**Prompt**
All the data should be repeated exactly. Any image in it is left out.

**Available data**

━━━━

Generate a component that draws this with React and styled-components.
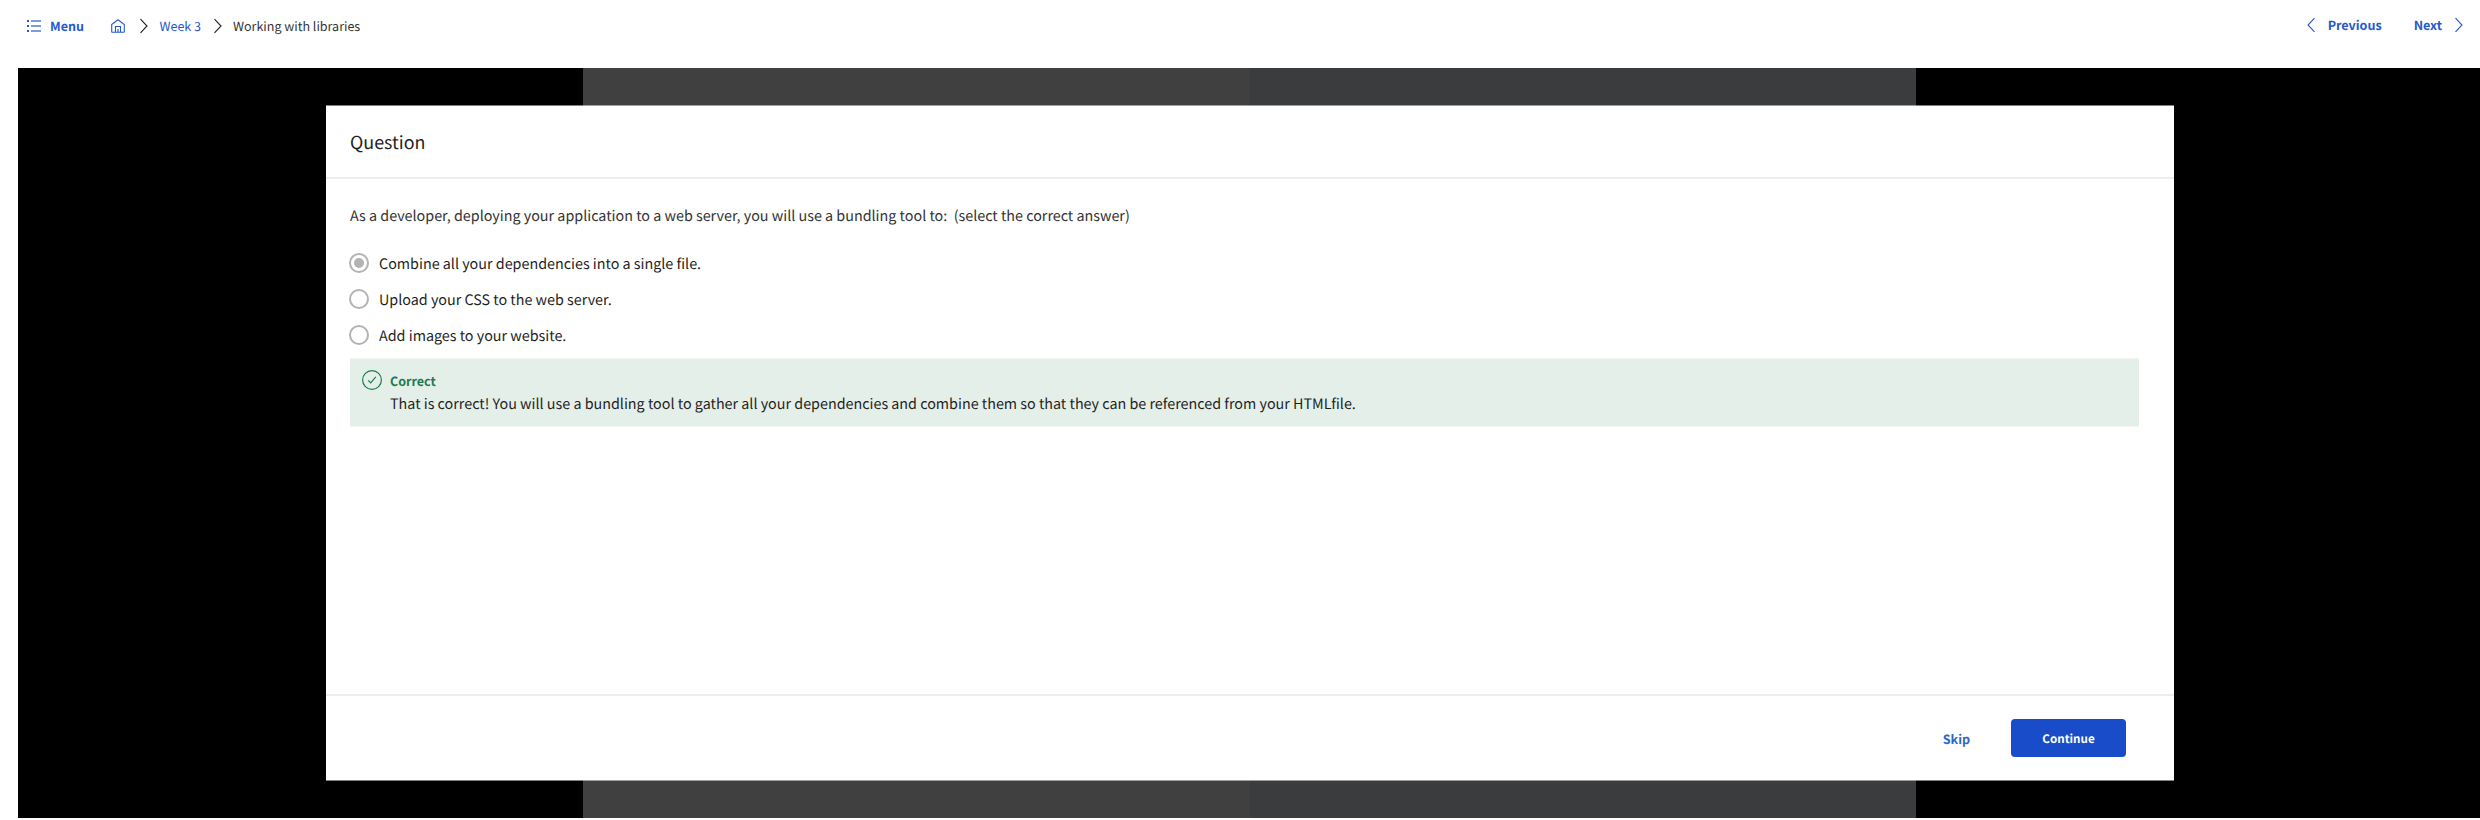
import React from 'react';
import styled, { createGlobalStyle } from 'styled-components';

const Global = createGlobalStyle`
  * { box-sizing: border-box; }
  body { margin: 0; background: #fff; font-family: "Noto Sans CJK SC", "Noto Sans", sans-serif; color: #1f1f1f; text-rendering: geometricPrecision; }
  p, h1 { margin: 0; }
`;

const Page = styled.div`
  height: 820px;
  overflow: hidden;
`;

const TopBar = styled.header`
  height: 68px;
  display: flex;
  justify-content: space-between;
  padding: 0 17px 0 26px;
`;

const Group = styled.nav`
  display: flex;
  align-items: center;
  height: ${(p) => p.$height}px;
`;

const Label = styled.span`
  display: block;
  font-size: ${(p) => p.$size || 12.53}px;
  line-height: 20px;
  font-weight: ${(p) => (p.$bold ? 700 : 400)};
  color: ${(p) => p.$color || '#2659d0'};
  margin-left: ${(p) => p.$left || 0}px;
  white-space: pre;
`;

const Icon = styled.svg`
  flex: none;
  display: block;
  overflow: visible;
  fill: none;
  stroke: ${(p) => p.$color || '#2659d0'};
  stroke-width: ${(p) => p.$weight || 1.1};
  margin-left: ${(p) => p.$left || 0}px;
`;

const Stage = styled.main`
  height: 750px;
  margin-left: 18px;
  padding: 37px 306px 37px 308px;
  background: linear-gradient(to right, #000 565px, #404040 565px, #404040 1232px, #3b3c3e 1232px, #3b3c3e 1898px, #000 1898px);
`;

const Card = styled.section`
  height: 676px;
  background: #fff;
  background-clip: padding-box;
  border: solid rgba(255, 255, 255, 0.5);
  border-width: 1px 0;
  display: flex;
  flex-direction: column;
`;

const CardHeader = styled.div`
  height: 73px;
  border-bottom: 2px solid #ededed;
  padding: 19.5px 24px 0;
`;

const Title = styled.h1`
  font-size: 17.9px;
  line-height: 32px;
  font-weight: 400;
`;

const CardBody = styled.div`
  flex: 1;
  padding: 26px 35px 0 24px;
`;

const Text = styled.p`
  font-size: 14.33px;
  line-height: 22px;
  color: ${(p) => p.$color || '#1f1f1f'};
  white-space: pre;
`;

const Options = styled.div`
  margin-top: 18px;
  margin-left: -1px;
`;

const Option = styled.label`
  display: flex;
  align-items: center;
  height: 36px;
  gap: 10px;

  ${Text} {
    padding-top: 2px;
  }
`;

const Radio = styled.span`
  width: 20px;
  height: 20px;
  border: 2px solid #b3b3b3;
  border-radius: 50%;
  display: grid;
  place-items: center;
  &::after {
    content: "";
    width: 10px;
    height: 10px;
    border-radius: 50%;
    background: ${(p) => (p.$checked ? '#b3b3b3' : 'transparent')};
  }
`;

const Feedback = styled.div`
  height: 69px;
  margin-top: 5px;
  padding: 11px 12px;
  background: #e5efe9;
  border: solid #f2f7f4;
  border-width: 1px 0;
  display: flex;
  gap: 8px;
`;

const FeedbackCopy = styled.div`
  display: grid;
  gap: 2px;
  align-content: start;
  padding-top: 1px;
`;

const CardFooter = styled.footer`
  height: 86px;
  border-top: 2px solid #ededed;
  display: flex;
  justify-content: flex-end;
  align-items: center;
  padding-right: 48px;
  gap: 41px;

  ${Label} {
    padding-top: 1px;
  }
`;

const Button = styled.button`
  width: 115px;
  height: 38px;
  border: 0;
  padding: 0;
  border-radius: 4px;
  background: #184cc8;
  font-family: inherit;
  text-rendering: inherit;
`;

const options = [
  { text: 'Combine all your dependencies into a single file.', checked: true },
  { text: 'Upload your CSS to the web server.' },
  { text: 'Add images to your website.' },
];

export default function App() {
  return (
    <Page>
      <Global />
      <TopBar>
        <Group $height={52}>
          <Icon width="15" height="12" viewBox="0 0 15 12">
            <path d="M1 1h2M1 6h2M1 11h2" strokeWidth="2" />
            <path d="M5 1h10M5 6h10M5 11h10" strokeWidth="2" stroke="#7b9ae0" />
          </Icon>
          <Label $bold $left={9}>Menu</Label>
          <Icon $left={27} width="14" height="14" viewBox="0 0 14 14">
            <path d="M.7 5.5 7 .8l6.3 4.7v7.2q0 .6-.6.6H1.3q-.6 0-.6-.6zM4.5 13V7.5h5V13M7 10v3" />
          </Icon>
          <Icon $left={15.5} $color="#222" width="8" height="14" viewBox="0 0 8 14"><path d="M.5.2 7 7 .5 13.8" /></Icon>
          <Label $left={11}>Week 3</Label>
          <Icon $left={13} $color="#222" width="8" height="14" viewBox="0 0 8 14"><path d="M.5.2 7 7 .5 13.8" /></Icon>
          <Label $left={11} $color="#333">Working with libraries</Label>
        </Group>
        <Group $height={50}>
          <Icon width="8" height="14" viewBox="0 0 8 14"><path d="M7.5.2 1 7l6.5 6.8" /></Icon>
          <Label $bold $left={13}>Previous</Label>
          <Label $bold $left={32}>Next</Label>
          <Icon $left={13} width="8" height="14" viewBox="0 0 8 14"><path d="M.5.2 7 7 .5 13.8" /></Icon>
        </Group>
      </TopBar>
      <Stage>
        <Card>
          <CardHeader><Title>Question</Title></CardHeader>
          <CardBody>
            <Text $color="#333">As a developer, deploying your application to a web server, you will use a bundling tool to:  (select the correct answer)</Text>
            <Options>
              {options.map((o) => (
                <Option key={o.text}>
                  <Radio $checked={o.checked} />
                  <Text>{o.text}</Text>
                </Option>
              ))}
            </Options>
            <Feedback>
              <Icon $color="#1d7c50" $weight={1.2} width="20" height="20" viewBox="0 0 20 20">
                <circle cx="10" cy="10" r="9.4" />
                <path d="m6.2 10.3 2.5 2.6 5.1-6" />
              </Icon>
              <FeedbackCopy>
                <Label $bold $color="#1d7c50">Correct</Label>
                <Text>That is correct! You will use a bundling tool to gather all your dependencies and combine them so that they can be referenced from your HTMLfile.</Text>
              </FeedbackCopy>
            </Feedback>
          </CardBody>
          <CardFooter>
            <Label $bold $color="#2a67c6">Skip</Label>
            <Button><Label $bold $color="#fff" $size={11.6}>Continue</Label></Button>
          </CardFooter>
        </Card>
      </Stage>
    </Page>
  );
}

━━━━

**Answer**
Generate a component that draws this with React and styled-components.
import React from 'react';
import styled, { createGlobalStyle } from 'styled-components';

const Global = createGlobalStyle`
  * { box-sizing: border-box; }
  body { margin: 0; background: #fff; font-family: "Noto Sans CJK SC", "Noto Sans", sans-serif; color: #1f1f1f; text-rendering: geometricPrecision; }
  p, h1 { margin: 0; }
`;

const Page = styled.div`
  height: 820px;
  overflow: hidden;
`;

const TopBar = styled.header`
  height: 68px;
  display: flex;
  justify-content: space-between;
  padding: 0 17px 0 26px;
`;

const Group = styled.nav`
  display: flex;
  align-items: center;
  height: ${(p) => p.$height}px;
`;

const Label = styled.span`
  display: block;
  font-size: ${(p) => p.$size || 12.53}px;
  line-height: 20px;
  font-weight: ${(p) => (p.$bold ? 700 : 400)};
  color: ${(p) => p.$color || '#2659d0'};
  margin-left: ${(p) => p.$left || 0}px;
  white-space: pre;
`;

const Icon = styled.svg`
  flex: none;
  display: block;
  overflow: visible;
  fill: none;
  stroke: ${(p) => p.$color || '#2659d0'};
  stroke-width: ${(p) => p.$weight || 1.1};
  margin-left: ${(p) => p.$left || 0}px;
`;

const Stage = styled.main`
  height: 750px;
  margin-left: 18px;
  padding: 37px 306px 37px 308px;
  background: linear-gradient(to right, #000 565px, #404040 565px, #404040 1232px, #3b3c3e 1232px, #3b3c3e 1898px, #000 1898px);
`;

const Card = styled.section`
  height: 676px;
  background: #fff;
  background-clip: padding-box;
  border: solid rgba(255, 255, 255, 0.5);
  border-width: 1px 0;
  display: flex;
  flex-direction: column;
`;

const CardHeader = styled.div`
  height: 73px;
  border-bottom: 2px solid #ededed;
  padding: 19.5px 24px 0;
`;

const Title = styled.h1`
  font-size: 17.9px;
  line-height: 32px;
  font-weight: 400;
`;

const CardBody = styled.div`
  flex: 1;
  padding: 26px 35px 0 24px;
`;

const Text = styled.p`
  font-size: 14.33px;
  line-height: 22px;
  color: ${(p) => p.$color || '#1f1f1f'};
  white-space: pre;
`;

const Options = styled.div`
  margin-top: 18px;
  margin-left: -1px;
`;

const Option = styled.label`
  display: flex;
  align-items: center;
  height: 36px;
  gap: 10px;

  ${Text} {
    padding-top: 2px;
  }
`;

const Radio = styled.span`
  width: 20px;
  height: 20px;
  border: 2px solid #b3b3b3;
  border-radius: 50%;
  display: grid;
  place-items: center;
  &::after {
    content: "";
    width: 10px;
    height: 10px;
    border-radius: 50%;
    background: ${(p) => (p.$checked ? '#b3b3b3' : 'transparent')};
  }
`;

const Feedback = styled.div`
  height: 69px;
  margin-top: 5px;
  padding: 11px 12px;
  background: #e5efe9;
  border: solid #f2f7f4;
  border-width: 1px 0;
  display: flex;
  gap: 8px;
`;

const FeedbackCopy = styled.div`
  display: grid;
  gap: 2px;
  align-content: start;
  padding-top: 1px;
`;

const CardFooter = styled.footer`
  height: 86px;
  border-top: 2px solid #ededed;
  display: flex;
  justify-content: flex-end;
  align-items: center;
  padding-right: 48px;
  gap: 41px;

  ${Label} {
    padding-top: 1px;
  }
`;

const Button = styled.button`
  width: 115px;
  height: 38px;
  border: 0;
  padding: 0;
  border-radius: 4px;
  background: #184cc8;
  font-family: inherit;
  text-rendering: inherit;
`;

const options = [
  { text: 'Combine all your dependencies into a single file.', checked: true },
  { text: 'Upload your CSS to the web server.' },
  { text: 'Add images to your website.' },
];

export default function App() {
  return (
    <Page>
      <Global />
      <TopBar>
        <Group $height={52}>
          <Icon width="15" height="12" viewBox="0 0 15 12">
            <path d="M1 1h2M1 6h2M1 11h2" strokeWidth="2" />
            <path d="M5 1h10M5 6h10M5 11h10" strokeWidth="2" stroke="#7b9ae0" />
          </Icon>
          <Label $bold $left={9}>Menu</Label>
          <Icon $left={27} width="14" height="14" viewBox="0 0 14 14">
            <path d="M.7 5.5 7 .8l6.3 4.7v7.2q0 .6-.6.6H1.3q-.6 0-.6-.6zM4.5 13V7.5h5V13M7 10v3" />
          </Icon>
          <Icon $left={15.5} $color="#222" width="8" height="14" viewBox="0 0 8 14"><path d="M.5.2 7 7 .5 13.8" /></Icon>
          <Label $left={11}>Week 3</Label>
          <Icon $left={13} $color="#222" width="8" height="14" viewBox="0 0 8 14"><path d="M.5.2 7 7 .5 13.8" /></Icon>
          <Label $left={11} $color="#333">Working with libraries</Label>
        </Group>
        <Group $height={50}>
          <Icon width="8" height="14" viewBox="0 0 8 14"><path d="M7.5.2 1 7l6.5 6.8" /></Icon>
          <Label $bold $left={13}>Previous</Label>
          <Label $bold $left={32}>Next</Label>
          <Icon $left={13} width="8" height="14" viewBox="0 0 8 14"><path d="M.5.2 7 7 .5 13.8" /></Icon>
        </Group>
      </TopBar>
      <Stage>
        <Card>
          <CardHeader><Title>Question</Title></CardHeader>
          <CardBody>
            <Text $color="#333">As a developer, deploying your application to a web server, you will use a bundling tool to:  (select the correct answer)</Text>
            <Options>
              {options.map((o) => (
                <Option key={o.text}>
                  <Radio $checked={o.checked} />
                  <Text>{o.text}</Text>
                </Option>
              ))}
            </Options>
            <Feedback>
              <Icon $color="#1d7c50" $weight={1.2} width="20" height="20" viewBox="0 0 20 20">
                <circle cx="10" cy="10" r="9.4" />
                <path d="m6.2 10.3 2.5 2.6 5.1-6" />
              </Icon>
              <FeedbackCopy>
                <Label $bold $color="#1d7c50">Correct</Label>
                <Text>That is correct! You will use a bundling tool to gather all your dependencies and combine them so that they can be referenced from your HTMLfile.</Text>
              </FeedbackCopy>
            </Feedback>
          </CardBody>
          <CardFooter>
            <Label $bold $color="#2a67c6">Skip</Label>
            <Button><Label $bold $color="#fff" $size={11.6}>Continue</Label></Button>
          </CardFooter>
        </Card>
      </Stage>
    </Page>
  );
}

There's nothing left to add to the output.